Retainers and Trust Accounting

Distinguish among:

  • True retainers (earned on receipt in some jurisdictions)
  • Advance fee deposits (often held in trust until earned)
  • Flat fees (treatment varies widely by state)

Improperly characterizing an advance fee as “nonrefundable” can trigger discipline. If any funds remain unearned, refund them promptly upon withdrawal and document the accounting.

Can You Keep the File Until Paid? (Retaining Liens)

Some jurisdictions permit a retaining lien (holding portions of the file until fees are paid), while others restrict it—especially when withholding the file would prejudice the client. Even where allowed, using a retaining lien in active litigation can backfire if it interferes with court deadlines or the client’s ability to defend.

Because lien law is state-specific and fact-sensitive, verify your state bar guidance and local case law before asserting a retaining lien.

Attorney Liens and Other Fee-Recovery Options

Withdrawal does not mean you forfeit the right to collect fees. But you must pursue collection ethically and consistently with confidentiality obligations.

Charging Liens

In many states, a lawyer may assert a charging lien against a judgment or settlement proceeds for work performed. Requirements vary and may include notice to the client and opposing counsel, timing rules, and limitations in certain family or criminal matters.
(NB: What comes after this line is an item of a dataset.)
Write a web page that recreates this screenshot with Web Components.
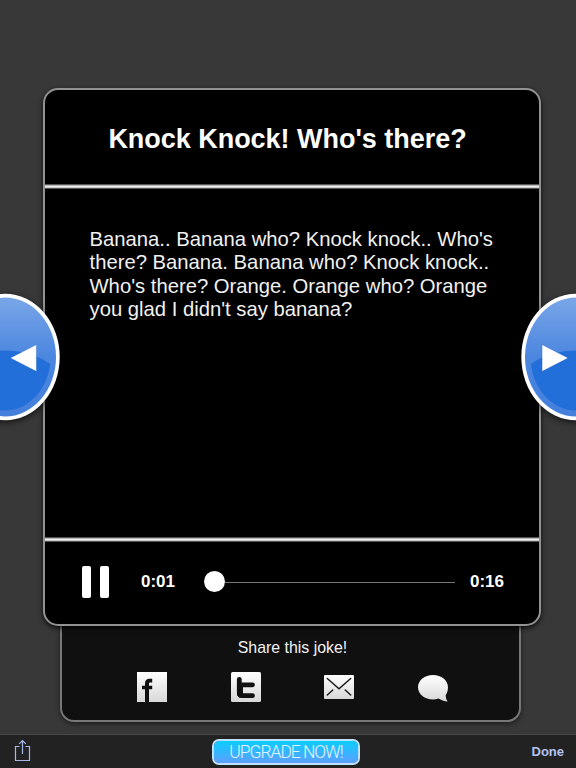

Fee Dispute Arbitration or Mediation

Some states and local bars offer mandatory or voluntary fee dispute programs. These can be faster and less costly than litigation, and may reduce grievance risk by providing a structured forum for resolution.

Suing a Former Client for Fees

Fee collection suits are sometimes necessary, but they carry added risk:

  • Counterclaims for malpractice or breach of fiduciary duty
  • Confidentiality issues—you may disclose only what is reasonably necessary to establish your claim or defense
  • Reputational impact and the chance of a bar complaint

Where possible, consider a calibrated approach: demand letter, negotiated payment plan, or lien enforcement before filing suit.